Чтобы уйти от материального к символическому, художник применяет «техническую» полировку поверхности, превращающую ее в нейтральность. Никакой намеренной фактурности, а если она есть, то играет на архаизацию. Фактурность и текстурность нужна там, где доминирует обратное: чувственный гедонизм. В нашем времени, и мы увидим это в изобилии.
В графике 20-х годов повсеместно применялся прием оверлепинга, это наложение форм с черно-белым контрастом, где возникает эффект несуществующей «обратной формы» – она играет на пересечении форм.
Рис. 10. Прием наложения (оверлепинга) 20-х годов ХХ века.
Если провести аналогию между графикой и скульптурой, то Архипенко применяет «впуклость вместо выпуклости», обратные по направленности объемы. В символическом мире это естественная игра смыслов, но только в нем. Кстати, этот прием традиционно применялся в исламской архитектуре.
Рис. 11. Впуклости вместо выпуклостей в Тадж Махале.
Рис. 12. Впуклости вместо выпуклостей в работах Архипенко.

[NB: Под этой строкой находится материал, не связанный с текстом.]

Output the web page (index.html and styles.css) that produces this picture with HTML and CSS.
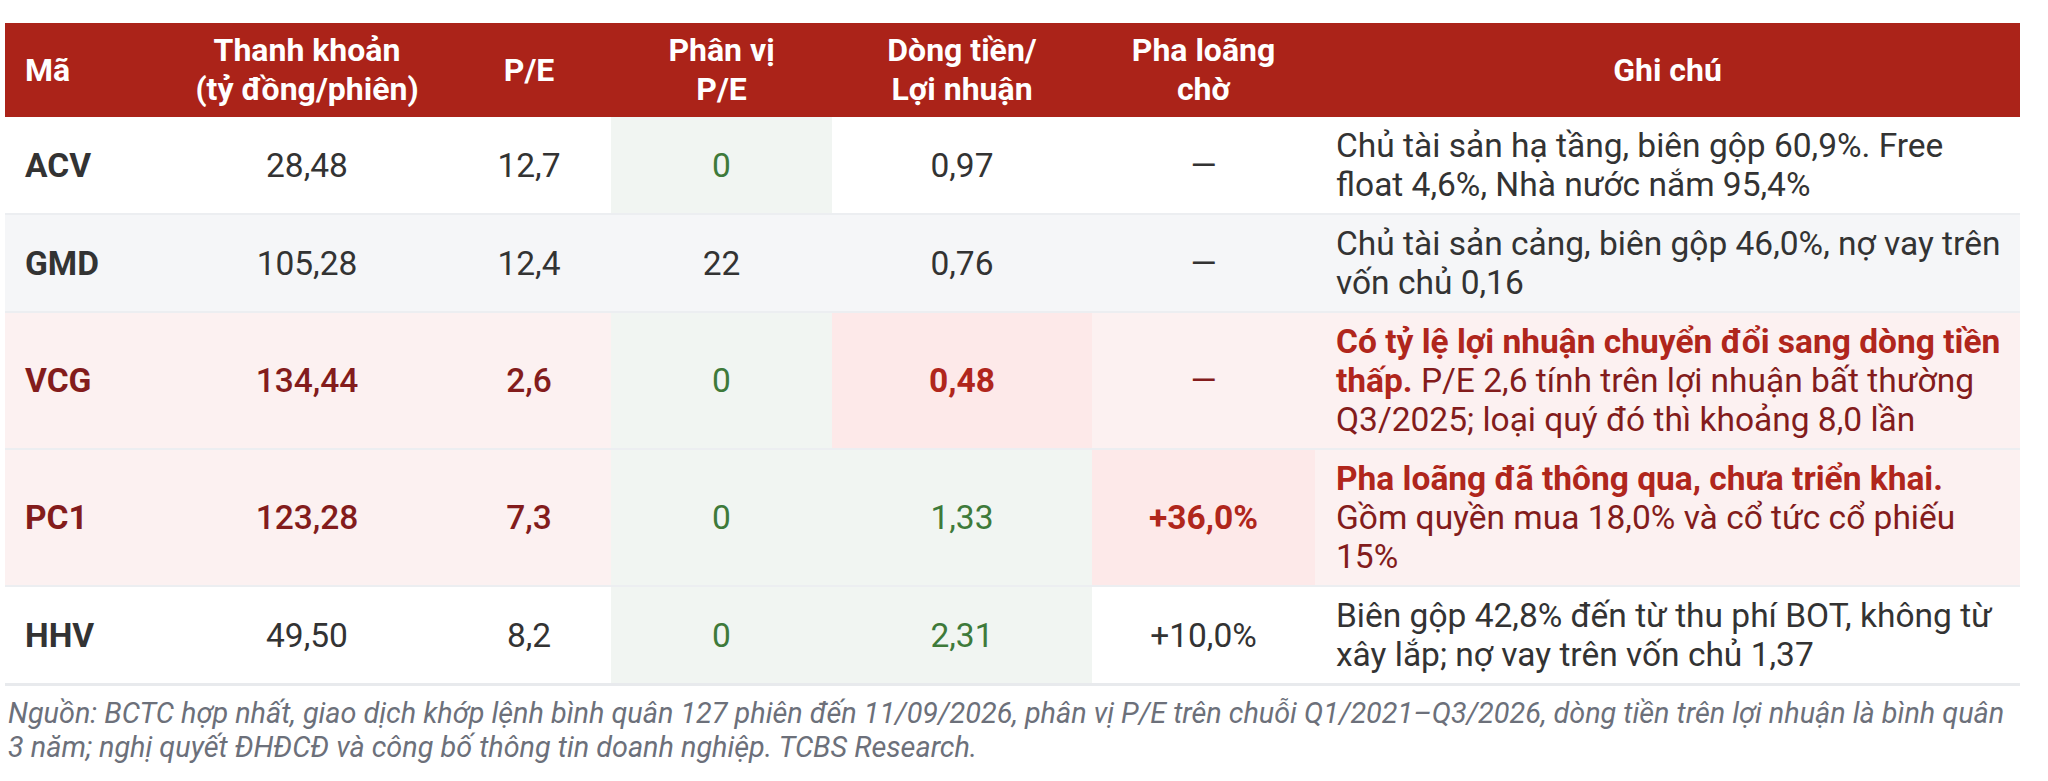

Здесь все формы – формулы. Это искусство, выражающее МЫ и потому говорящее языком архетипов. Оно не использует цвет иначе, кроме как в символьной функции (цветовая символика культуры), но в целом предпочитает логическую графичность с применением линий большого радиуса. Перед нами всегда отпечаток огромных усилий, проявление гигантских сил. Форма архаики – это след гигантских рук Креатора, которые лепят макромасшбабный каркас изначального мира. В техническом выражении эта как бы некая гигантская машина, штампующая невероятные по гигантизму формы. Поэтому нередко творчество ранних модернистов пытаются объяснить возникновением и популярностью техники. Но это в принципе не так. Многие модернисты работали потом в дизайне, а мы рассмотрим тех, которые остались сами по себе, в чистом искусстве. Хотя иногда, конечно, не оставляет впечатление, что это делали выдающиеся дизайнеры. Так оно и было, если понимать под дизайном вбрасывание образцов выражения своей эпохи – именно так. Дизайн – это инновационная деятельность в эстетическом мире.